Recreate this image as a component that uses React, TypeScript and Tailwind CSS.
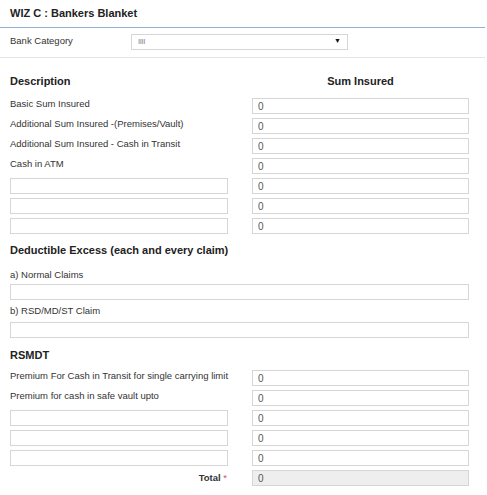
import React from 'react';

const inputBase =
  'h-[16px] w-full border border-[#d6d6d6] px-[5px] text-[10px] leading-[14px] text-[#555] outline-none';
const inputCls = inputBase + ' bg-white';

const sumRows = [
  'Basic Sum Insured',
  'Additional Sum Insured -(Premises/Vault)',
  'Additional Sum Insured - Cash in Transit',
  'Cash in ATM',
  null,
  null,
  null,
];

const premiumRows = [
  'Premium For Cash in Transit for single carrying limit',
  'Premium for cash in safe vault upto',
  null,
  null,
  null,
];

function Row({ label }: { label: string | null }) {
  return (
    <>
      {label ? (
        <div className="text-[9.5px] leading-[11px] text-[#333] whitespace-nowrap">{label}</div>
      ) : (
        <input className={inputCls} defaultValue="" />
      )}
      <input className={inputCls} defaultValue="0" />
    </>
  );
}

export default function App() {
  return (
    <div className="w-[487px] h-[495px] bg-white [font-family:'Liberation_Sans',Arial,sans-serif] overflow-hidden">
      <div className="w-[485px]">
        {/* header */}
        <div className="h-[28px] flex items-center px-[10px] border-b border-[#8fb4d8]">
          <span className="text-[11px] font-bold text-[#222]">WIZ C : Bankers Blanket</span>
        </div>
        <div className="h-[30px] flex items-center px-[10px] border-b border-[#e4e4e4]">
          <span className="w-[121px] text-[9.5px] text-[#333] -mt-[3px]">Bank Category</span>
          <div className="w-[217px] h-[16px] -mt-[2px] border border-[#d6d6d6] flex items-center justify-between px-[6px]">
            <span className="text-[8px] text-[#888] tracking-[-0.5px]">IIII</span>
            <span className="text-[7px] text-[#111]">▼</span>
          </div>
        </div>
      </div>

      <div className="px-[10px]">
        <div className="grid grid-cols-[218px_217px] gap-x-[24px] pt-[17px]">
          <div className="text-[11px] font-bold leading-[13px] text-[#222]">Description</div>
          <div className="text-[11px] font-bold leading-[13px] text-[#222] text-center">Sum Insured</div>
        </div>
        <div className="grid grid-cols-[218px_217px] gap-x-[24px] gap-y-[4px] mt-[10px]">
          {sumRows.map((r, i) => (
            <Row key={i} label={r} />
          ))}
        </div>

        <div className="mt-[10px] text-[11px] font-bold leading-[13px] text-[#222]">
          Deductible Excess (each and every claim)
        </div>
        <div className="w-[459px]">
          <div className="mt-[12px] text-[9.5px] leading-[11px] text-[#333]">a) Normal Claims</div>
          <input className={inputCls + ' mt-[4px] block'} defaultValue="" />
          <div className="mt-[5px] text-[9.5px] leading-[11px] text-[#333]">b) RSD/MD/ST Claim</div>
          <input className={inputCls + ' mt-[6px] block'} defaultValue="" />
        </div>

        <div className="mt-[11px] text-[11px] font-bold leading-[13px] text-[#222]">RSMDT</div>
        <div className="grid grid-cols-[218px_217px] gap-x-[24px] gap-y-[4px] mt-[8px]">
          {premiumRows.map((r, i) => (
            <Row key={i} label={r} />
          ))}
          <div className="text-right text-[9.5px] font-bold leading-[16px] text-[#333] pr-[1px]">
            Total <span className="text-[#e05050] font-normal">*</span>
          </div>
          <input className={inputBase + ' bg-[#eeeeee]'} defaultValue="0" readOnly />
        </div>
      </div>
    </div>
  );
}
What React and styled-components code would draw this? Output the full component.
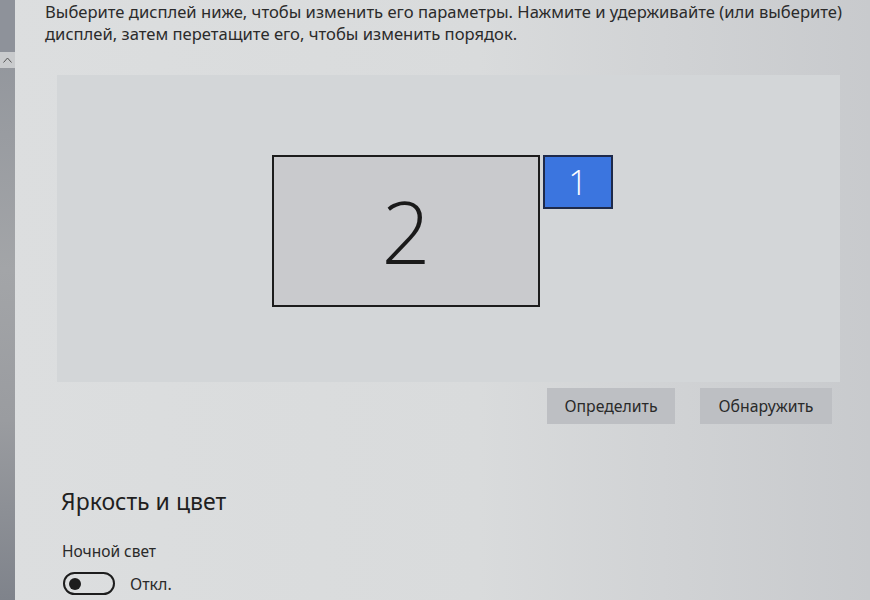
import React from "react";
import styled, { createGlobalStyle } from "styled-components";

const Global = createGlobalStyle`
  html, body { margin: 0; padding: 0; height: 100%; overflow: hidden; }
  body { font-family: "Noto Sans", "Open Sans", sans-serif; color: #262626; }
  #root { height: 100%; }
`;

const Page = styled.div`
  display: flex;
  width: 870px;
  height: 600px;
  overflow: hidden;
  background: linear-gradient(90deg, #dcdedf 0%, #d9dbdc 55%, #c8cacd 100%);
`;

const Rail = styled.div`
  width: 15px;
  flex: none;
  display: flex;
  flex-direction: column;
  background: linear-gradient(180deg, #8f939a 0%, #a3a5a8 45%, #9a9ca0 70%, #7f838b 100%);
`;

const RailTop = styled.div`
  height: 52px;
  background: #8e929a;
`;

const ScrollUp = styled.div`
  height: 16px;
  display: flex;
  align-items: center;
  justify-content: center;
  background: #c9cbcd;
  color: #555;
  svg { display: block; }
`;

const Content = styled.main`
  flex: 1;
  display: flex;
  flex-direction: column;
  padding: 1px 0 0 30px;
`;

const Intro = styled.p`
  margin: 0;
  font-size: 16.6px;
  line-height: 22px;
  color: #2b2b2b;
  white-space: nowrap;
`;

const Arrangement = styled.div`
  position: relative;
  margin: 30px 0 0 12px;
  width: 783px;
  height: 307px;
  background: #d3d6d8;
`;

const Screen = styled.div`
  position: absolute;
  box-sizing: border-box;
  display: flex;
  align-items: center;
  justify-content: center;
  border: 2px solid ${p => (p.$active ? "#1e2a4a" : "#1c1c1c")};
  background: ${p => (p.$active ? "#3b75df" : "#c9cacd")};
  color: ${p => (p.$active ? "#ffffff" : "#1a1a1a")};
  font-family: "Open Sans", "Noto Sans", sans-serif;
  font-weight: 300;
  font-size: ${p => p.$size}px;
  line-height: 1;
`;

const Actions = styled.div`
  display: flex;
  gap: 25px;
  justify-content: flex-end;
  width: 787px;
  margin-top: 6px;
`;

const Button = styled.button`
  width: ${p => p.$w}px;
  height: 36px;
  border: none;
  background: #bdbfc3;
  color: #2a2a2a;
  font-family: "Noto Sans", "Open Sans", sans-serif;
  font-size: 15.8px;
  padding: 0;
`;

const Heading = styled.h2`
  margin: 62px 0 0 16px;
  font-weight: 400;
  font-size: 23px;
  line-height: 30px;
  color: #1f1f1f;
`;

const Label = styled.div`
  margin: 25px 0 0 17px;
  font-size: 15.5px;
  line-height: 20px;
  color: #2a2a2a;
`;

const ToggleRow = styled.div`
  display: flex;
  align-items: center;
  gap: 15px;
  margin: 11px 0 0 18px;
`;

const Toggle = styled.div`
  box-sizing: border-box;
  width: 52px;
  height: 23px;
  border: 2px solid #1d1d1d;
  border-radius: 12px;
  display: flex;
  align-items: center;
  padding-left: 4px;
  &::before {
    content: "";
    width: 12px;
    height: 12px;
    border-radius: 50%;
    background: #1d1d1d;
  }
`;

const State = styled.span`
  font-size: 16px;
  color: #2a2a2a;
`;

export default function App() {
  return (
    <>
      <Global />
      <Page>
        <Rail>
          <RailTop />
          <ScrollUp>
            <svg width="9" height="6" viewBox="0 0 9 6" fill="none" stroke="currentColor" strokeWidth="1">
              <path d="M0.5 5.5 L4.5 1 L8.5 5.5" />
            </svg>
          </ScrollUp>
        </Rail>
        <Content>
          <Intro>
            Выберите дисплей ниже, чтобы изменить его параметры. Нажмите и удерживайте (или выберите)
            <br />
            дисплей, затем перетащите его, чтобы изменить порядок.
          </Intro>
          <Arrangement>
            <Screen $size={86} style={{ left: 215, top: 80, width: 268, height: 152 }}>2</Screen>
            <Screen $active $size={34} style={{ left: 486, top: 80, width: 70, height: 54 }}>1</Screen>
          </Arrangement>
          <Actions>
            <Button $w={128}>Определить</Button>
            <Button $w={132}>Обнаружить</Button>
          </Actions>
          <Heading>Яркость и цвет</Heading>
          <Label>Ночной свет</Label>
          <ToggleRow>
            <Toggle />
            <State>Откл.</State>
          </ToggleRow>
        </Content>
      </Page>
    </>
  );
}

• • • • • • •

In your copy of the records, include no pictures; repeat everything else exactly.

Exercise output:
Recreate this image as a component that uses React, TypeScript and Tailwind CSS.
import React from 'react';

const inputBase =
  'h-[16px] w-full border border-[#d6d6d6] px-[5px] text-[10px] leading-[14px] text-[#555] outline-none';
const inputCls = inputBase + ' bg-white';

const sumRows = [
  'Basic Sum Insured',
  'Additional Sum Insured -(Premises/Vault)',
  'Additional Sum Insured - Cash in Transit',
  'Cash in ATM',
  null,
  null,
  null,
];

const premiumRows = [
  'Premium For Cash in Transit for single carrying limit',
  'Premium for cash in safe vault upto',
  null,
  null,
  null,
];

function Row({ label }: { label: string | null }) {
  return (
    <>
      {label ? (
        <div className="text-[9.5px] leading-[11px] text-[#333] whitespace-nowrap">{label}</div>
      ) : (
        <input className={inputCls} defaultValue="" />
      )}
      <input className={inputCls} defaultValue="0" />
    </>
  );
}

export default function App() {
  return (
    <div className="w-[487px] h-[495px] bg-white [font-family:'Liberation_Sans',Arial,sans-serif] overflow-hidden">
      <div className="w-[485px]">
        {/* header */}
        <div className="h-[28px] flex items-center px-[10px] border-b border-[#8fb4d8]">
          <span className="text-[11px] font-bold text-[#222]">WIZ C : Bankers Blanket</span>
        </div>
        <div className="h-[30px] flex items-center px-[10px] border-b border-[#e4e4e4]">
          <span className="w-[121px] text-[9.5px] text-[#333] -mt-[3px]">Bank Category</span>
          <div className="w-[217px] h-[16px] -mt-[2px] border border-[#d6d6d6] flex items-center justify-between px-[6px]">
            <span className="text-[8px] text-[#888] tracking-[-0.5px]">IIII</span>
            <span className="text-[7px] text-[#111]">▼</span>
          </div>
        </div>
      </div>

      <div className="px-[10px]">
        <div className="grid grid-cols-[218px_217px] gap-x-[24px] pt-[17px]">
          <div className="text-[11px] font-bold leading-[13px] text-[#222]">Description</div>
          <div className="text-[11px] font-bold leading-[13px] text-[#222] text-center">Sum Insured</div>
        </div>
        <div className="grid grid-cols-[218px_217px] gap-x-[24px] gap-y-[4px] mt-[10px]">
          {sumRows.map((r, i) => (
            <Row key={i} label={r} />
          ))}
        </div>

        <div className="mt-[10px] text-[11px] font-bold leading-[13px] text-[#222]">
          Deductible Excess (each and every claim)
        </div>
        <div className="w-[459px]">
          <div className="mt-[12px] text-[9.5px] leading-[11px] text-[#333]">a) Normal Claims</div>
          <input className={inputCls + ' mt-[4px] block'} defaultValue="" />
          <div className="mt-[5px] text-[9.5px] leading-[11px] text-[#333]">b) RSD/MD/ST Claim</div>
          <input className={inputCls + ' mt-[6px] block'} defaultValue="" />
        </div>

        <div className="mt-[11px] text-[11px] font-bold leading-[13px] text-[#222]">RSMDT</div>
        <div className="grid grid-cols-[218px_217px] gap-x-[24px] gap-y-[4px] mt-[8px]">
          {premiumRows.map((r, i) => (
            <Row key={i} label={r} />
          ))}
          <div className="text-right text-[9.5px] font-bold leading-[16px] text-[#333] pr-[1px]">
            Total <span className="text-[#e05050] font-normal">*</span>
          </div>
          <input className={inputBase + ' bg-[#eeeeee]'} defaultValue="0" readOnly />
        </div>
      </div>
    </div>
  );
}
What React and styled-components code would draw this? Output the full component.
import React from "react";
import styled, { createGlobalStyle } from "styled-components";

const Global = createGlobalStyle`
  html, body { margin: 0; padding: 0; height: 100%; overflow: hidden; }
  body { font-family: "Noto Sans", "Open Sans", sans-serif; color: #262626; }
  #root { height: 100%; }
`;

const Page = styled.div`
  display: flex;
  width: 870px;
  height: 600px;
  overflow: hidden;
  background: linear-gradient(90deg, #dcdedf 0%, #d9dbdc 55%, #c8cacd 100%);
`;

const Rail = styled.div`
  width: 15px;
  flex: none;
  display: flex;
  flex-direction: column;
  background: linear-gradient(180deg, #8f939a 0%, #a3a5a8 45%, #9a9ca0 70%, #7f838b 100%);
`;

const RailTop = styled.div`
  height: 52px;
  background: #8e929a;
`;

const ScrollUp = styled.div`
  height: 16px;
  display: flex;
  align-items: center;
  justify-content: center;
  background: #c9cbcd;
  color: #555;
  svg { display: block; }
`;

const Content = styled.main`
  flex: 1;
  display: flex;
  flex-direction: column;
  padding: 1px 0 0 30px;
`;

const Intro = styled.p`
  margin: 0;
  font-size: 16.6px;
  line-height: 22px;
  color: #2b2b2b;
  white-space: nowrap;
`;

const Arrangement = styled.div`
  position: relative;
  margin: 30px 0 0 12px;
  width: 783px;
  height: 307px;
  background: #d3d6d8;
`;

const Screen = styled.div`
  position: absolute;
  box-sizing: border-box;
  display: flex;
  align-items: center;
  justify-content: center;
  border: 2px solid ${p => (p.$active ? "#1e2a4a" : "#1c1c1c")};
  background: ${p => (p.$active ? "#3b75df" : "#c9cacd")};
  color: ${p => (p.$active ? "#ffffff" : "#1a1a1a")};
  font-family: "Open Sans", "Noto Sans", sans-serif;
  font-weight: 300;
  font-size: ${p => p.$size}px;
  line-height: 1;
`;

const Actions = styled.div`
  display: flex;
  gap: 25px;
  justify-content: flex-end;
  width: 787px;
  margin-top: 6px;
`;

const Button = styled.button`
  width: ${p => p.$w}px;
  height: 36px;
  border: none;
  background: #bdbfc3;
  color: #2a2a2a;
  font-family: "Noto Sans", "Open Sans", sans-serif;
  font-size: 15.8px;
  padding: 0;
`;

const Heading = styled.h2`
  margin: 62px 0 0 16px;
  font-weight: 400;
  font-size: 23px;
  line-height: 30px;
  color: #1f1f1f;
`;

const Label = styled.div`
  margin: 25px 0 0 17px;
  font-size: 15.5px;
  line-height: 20px;
  color: #2a2a2a;
`;

const ToggleRow = styled.div`
  display: flex;
  align-items: center;
  gap: 15px;
  margin: 11px 0 0 18px;
`;

const Toggle = styled.div`
  box-sizing: border-box;
  width: 52px;
  height: 23px;
  border: 2px solid #1d1d1d;
  border-radius: 12px;
  display: flex;
  align-items: center;
  padding-left: 4px;
  &::before {
    content: "";
    width: 12px;
    height: 12px;
    border-radius: 50%;
    background: #1d1d1d;
  }
`;

const State = styled.span`
  font-size: 16px;
  color: #2a2a2a;
`;

export default function App() {
  return (
    <>
      <Global />
      <Page>
        <Rail>
          <RailTop />
          <ScrollUp>
            <svg width="9" height="6" viewBox="0 0 9 6" fill="none" stroke="currentColor" strokeWidth="1">
              <path d="M0.5 5.5 L4.5 1 L8.5 5.5" />
            </svg>
          </ScrollUp>
        </Rail>
        <Content>
          <Intro>
            Выберите дисплей ниже, чтобы изменить его параметры. Нажмите и удерживайте (или выберите)
            <br />
            дисплей, затем перетащите его, чтобы изменить порядок.
          </Intro>
          <Arrangement>
            <Screen $size={86} style={{ left: 215, top: 80, width: 268, height: 152 }}>2</Screen>
            <Screen $active $size={34} style={{ left: 486, top: 80, width: 70, height: 54 }}>1</Screen>
          </Arrangement>
          <Actions>
            <Button $w={128}>Определить</Button>
            <Button $w={132}>Обнаружить</Button>
          </Actions>
          <Heading>Яркость и цвет</Heading>
          <Label>Ночной свет</Label>
          <ToggleRow>
            <Toggle />
            <State>Откл.</State>
          </ToggleRow>
        </Content>
      </Page>
    </>
  );
}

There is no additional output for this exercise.